**Dataset excerpt**.
++++++++++
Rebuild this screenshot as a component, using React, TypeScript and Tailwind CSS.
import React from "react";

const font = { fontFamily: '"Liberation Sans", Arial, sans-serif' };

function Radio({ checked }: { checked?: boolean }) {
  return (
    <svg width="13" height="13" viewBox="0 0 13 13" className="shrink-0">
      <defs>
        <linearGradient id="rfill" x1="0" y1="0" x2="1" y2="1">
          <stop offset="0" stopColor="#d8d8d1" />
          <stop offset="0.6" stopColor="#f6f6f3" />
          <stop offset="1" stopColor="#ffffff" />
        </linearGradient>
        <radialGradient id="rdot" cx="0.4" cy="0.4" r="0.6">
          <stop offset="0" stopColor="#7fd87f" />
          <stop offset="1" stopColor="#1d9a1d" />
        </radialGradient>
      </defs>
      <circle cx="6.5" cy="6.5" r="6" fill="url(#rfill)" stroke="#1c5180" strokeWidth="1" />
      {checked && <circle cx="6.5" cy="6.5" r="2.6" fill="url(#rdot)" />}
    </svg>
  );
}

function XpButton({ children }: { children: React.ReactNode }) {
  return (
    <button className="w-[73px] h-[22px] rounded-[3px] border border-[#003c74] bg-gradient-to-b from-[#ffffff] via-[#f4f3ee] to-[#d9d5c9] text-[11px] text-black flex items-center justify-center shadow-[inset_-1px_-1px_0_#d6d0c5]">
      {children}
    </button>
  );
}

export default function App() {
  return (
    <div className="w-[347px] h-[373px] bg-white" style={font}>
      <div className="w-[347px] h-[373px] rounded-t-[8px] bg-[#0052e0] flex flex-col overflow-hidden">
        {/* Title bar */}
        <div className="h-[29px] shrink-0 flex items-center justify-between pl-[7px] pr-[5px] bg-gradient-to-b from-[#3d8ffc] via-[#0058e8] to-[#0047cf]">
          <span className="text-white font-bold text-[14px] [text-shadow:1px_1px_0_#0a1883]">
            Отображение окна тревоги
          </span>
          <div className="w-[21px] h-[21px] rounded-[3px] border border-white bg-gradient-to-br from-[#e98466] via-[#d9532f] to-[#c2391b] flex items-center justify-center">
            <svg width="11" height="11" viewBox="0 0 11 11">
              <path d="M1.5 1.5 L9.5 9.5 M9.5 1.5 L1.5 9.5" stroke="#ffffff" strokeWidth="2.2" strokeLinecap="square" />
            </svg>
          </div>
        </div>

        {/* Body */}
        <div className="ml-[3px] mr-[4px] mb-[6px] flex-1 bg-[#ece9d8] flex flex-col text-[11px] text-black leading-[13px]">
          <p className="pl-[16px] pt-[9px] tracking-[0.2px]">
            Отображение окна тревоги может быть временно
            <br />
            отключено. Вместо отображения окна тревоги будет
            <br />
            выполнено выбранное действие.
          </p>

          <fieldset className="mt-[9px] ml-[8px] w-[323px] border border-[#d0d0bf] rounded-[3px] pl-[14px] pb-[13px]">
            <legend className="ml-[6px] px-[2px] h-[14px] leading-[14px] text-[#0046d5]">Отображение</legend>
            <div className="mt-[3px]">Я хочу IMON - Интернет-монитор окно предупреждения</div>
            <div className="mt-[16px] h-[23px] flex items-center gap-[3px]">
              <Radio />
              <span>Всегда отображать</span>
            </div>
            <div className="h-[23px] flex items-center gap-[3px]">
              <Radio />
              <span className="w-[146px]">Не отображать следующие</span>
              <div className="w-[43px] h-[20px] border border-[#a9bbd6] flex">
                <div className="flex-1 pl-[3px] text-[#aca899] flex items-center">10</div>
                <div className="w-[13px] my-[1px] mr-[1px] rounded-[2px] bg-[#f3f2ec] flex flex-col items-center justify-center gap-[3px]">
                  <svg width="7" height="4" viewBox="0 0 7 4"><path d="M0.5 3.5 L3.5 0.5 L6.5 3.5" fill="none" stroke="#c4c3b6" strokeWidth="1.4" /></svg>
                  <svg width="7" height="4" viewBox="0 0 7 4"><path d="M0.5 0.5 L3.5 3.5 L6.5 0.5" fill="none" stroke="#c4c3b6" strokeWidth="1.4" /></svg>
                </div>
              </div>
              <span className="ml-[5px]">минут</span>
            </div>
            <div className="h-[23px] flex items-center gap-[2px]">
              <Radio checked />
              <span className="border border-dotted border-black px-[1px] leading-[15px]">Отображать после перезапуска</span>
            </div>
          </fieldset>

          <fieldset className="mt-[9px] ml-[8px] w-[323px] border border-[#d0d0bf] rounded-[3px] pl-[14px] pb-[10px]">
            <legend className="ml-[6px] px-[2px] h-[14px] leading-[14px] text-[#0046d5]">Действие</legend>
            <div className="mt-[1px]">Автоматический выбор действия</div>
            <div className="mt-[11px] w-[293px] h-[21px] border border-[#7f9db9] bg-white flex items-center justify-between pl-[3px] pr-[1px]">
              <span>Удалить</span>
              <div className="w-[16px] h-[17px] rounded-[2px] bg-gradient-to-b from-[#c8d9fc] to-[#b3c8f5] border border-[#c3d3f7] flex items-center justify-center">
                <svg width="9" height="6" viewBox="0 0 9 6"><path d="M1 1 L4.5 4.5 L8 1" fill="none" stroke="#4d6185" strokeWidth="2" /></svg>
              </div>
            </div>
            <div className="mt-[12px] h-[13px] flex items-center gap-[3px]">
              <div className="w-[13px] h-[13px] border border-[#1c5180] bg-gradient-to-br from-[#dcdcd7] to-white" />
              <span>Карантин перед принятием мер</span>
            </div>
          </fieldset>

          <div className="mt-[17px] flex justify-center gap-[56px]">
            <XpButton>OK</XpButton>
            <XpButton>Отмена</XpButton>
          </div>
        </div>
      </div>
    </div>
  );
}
++++++++++
**What the task requires**.
Transcribe the material above in its entirety. Match it exactly.

**Completed exercise**.
Rebuild this screenshot as a component, using React, TypeScript and Tailwind CSS.
import React from "react";

const font = { fontFamily: '"Liberation Sans", Arial, sans-serif' };

function Radio({ checked }: { checked?: boolean }) {
  return (
    <svg width="13" height="13" viewBox="0 0 13 13" className="shrink-0">
      <defs>
        <linearGradient id="rfill" x1="0" y1="0" x2="1" y2="1">
          <stop offset="0" stopColor="#d8d8d1" />
          <stop offset="0.6" stopColor="#f6f6f3" />
          <stop offset="1" stopColor="#ffffff" />
        </linearGradient>
        <radialGradient id="rdot" cx="0.4" cy="0.4" r="0.6">
          <stop offset="0" stopColor="#7fd87f" />
          <stop offset="1" stopColor="#1d9a1d" />
        </radialGradient>
      </defs>
      <circle cx="6.5" cy="6.5" r="6" fill="url(#rfill)" stroke="#1c5180" strokeWidth="1" />
      {checked && <circle cx="6.5" cy="6.5" r="2.6" fill="url(#rdot)" />}
    </svg>
  );
}

function XpButton({ children }: { children: React.ReactNode }) {
  return (
    <button className="w-[73px] h-[22px] rounded-[3px] border border-[#003c74] bg-gradient-to-b from-[#ffffff] via-[#f4f3ee] to-[#d9d5c9] text-[11px] text-black flex items-center justify-center shadow-[inset_-1px_-1px_0_#d6d0c5]">
      {children}
    </button>
  );
}

export default function App() {
  return (
    <div className="w-[347px] h-[373px] bg-white" style={font}>
      <div className="w-[347px] h-[373px] rounded-t-[8px] bg-[#0052e0] flex flex-col overflow-hidden">
        {/* Title bar */}
        <div className="h-[29px] shrink-0 flex items-center justify-between pl-[7px] pr-[5px] bg-gradient-to-b from-[#3d8ffc] via-[#0058e8] to-[#0047cf]">
          <span className="text-white font-bold text-[14px] [text-shadow:1px_1px_0_#0a1883]">
            Отображение окна тревоги
          </span>
          <div className="w-[21px] h-[21px] rounded-[3px] border border-white bg-gradient-to-br from-[#e98466] via-[#d9532f] to-[#c2391b] flex items-center justify-center">
            <svg width="11" height="11" viewBox="0 0 11 11">
              <path d="M1.5 1.5 L9.5 9.5 M9.5 1.5 L1.5 9.5" stroke="#ffffff" strokeWidth="2.2" strokeLinecap="square" />
            </svg>
          </div>
        </div>

        {/* Body */}
        <div className="ml-[3px] mr-[4px] mb-[6px] flex-1 bg-[#ece9d8] flex flex-col text-[11px] text-black leading-[13px]">
          <p className="pl-[16px] pt-[9px] tracking-[0.2px]">
            Отображение окна тревоги может быть временно
            <br />
            отключено. Вместо отображения окна тревоги будет
            <br />
            выполнено выбранное действие.
          </p>

          <fieldset className="mt-[9px] ml-[8px] w-[323px] border border-[#d0d0bf] rounded-[3px] pl-[14px] pb-[13px]">
            <legend className="ml-[6px] px-[2px] h-[14px] leading-[14px] text-[#0046d5]">Отображение</legend>
            <div className="mt-[3px]">Я хочу IMON - Интернет-монитор окно предупреждения</div>
            <div className="mt-[16px] h-[23px] flex items-center gap-[3px]">
              <Radio />
              <span>Всегда отображать</span>
            </div>
            <div className="h-[23px] flex items-center gap-[3px]">
              <Radio />
              <span className="w-[146px]">Не отображать следующие</span>
              <div className="w-[43px] h-[20px] border border-[#a9bbd6] flex">
                <div className="flex-1 pl-[3px] text-[#aca899] flex items-center">10</div>
                <div className="w-[13px] my-[1px] mr-[1px] rounded-[2px] bg-[#f3f2ec] flex flex-col items-center justify-center gap-[3px]">
                  <svg width="7" height="4" viewBox="0 0 7 4"><path d="M0.5 3.5 L3.5 0.5 L6.5 3.5" fill="none" stroke="#c4c3b6" strokeWidth="1.4" /></svg>
                  <svg width="7" height="4" viewBox="0 0 7 4"><path d="M0.5 0.5 L3.5 3.5 L6.5 0.5" fill="none" stroke="#c4c3b6" strokeWidth="1.4" /></svg>
                </div>
              </div>
              <span className="ml-[5px]">минут</span>
            </div>
            <div className="h-[23px] flex items-center gap-[2px]">
              <Radio checked />
              <span className="border border-dotted border-black px-[1px] leading-[15px]">Отображать после перезапуска</span>
            </div>
          </fieldset>

          <fieldset className="mt-[9px] ml-[8px] w-[323px] border border-[#d0d0bf] rounded-[3px] pl-[14px] pb-[10px]">
            <legend className="ml-[6px] px-[2px] h-[14px] leading-[14px] text-[#0046d5]">Действие</legend>
            <div className="mt-[1px]">Автоматический выбор действия</div>
            <div className="mt-[11px] w-[293px] h-[21px] border border-[#7f9db9] bg-white flex items-center justify-between pl-[3px] pr-[1px]">
              <span>Удалить</span>
              <div className="w-[16px] h-[17px] rounded-[2px] bg-gradient-to-b from-[#c8d9fc] to-[#b3c8f5] border border-[#c3d3f7] flex items-center justify-center">
                <svg width="9" height="6" viewBox="0 0 9 6"><path d="M1 1 L4.5 4.5 L8 1" fill="none" stroke="#4d6185" strokeWidth="2" /></svg>
              </div>
            </div>
            <div className="mt-[12px] h-[13px] flex items-center gap-[3px]">
              <div className="w-[13px] h-[13px] border border-[#1c5180] bg-gradient-to-br from-[#dcdcd7] to-white" />
              <span>Карантин перед принятием мер</span>
            </div>
          </fieldset>

          <div className="mt-[17px] flex justify-center gap-[56px]">
            <XpButton>OK</XpButton>
            <XpButton>Отмена</XpButton>
          </div>
        </div>
      </div>
    </div>
  );
}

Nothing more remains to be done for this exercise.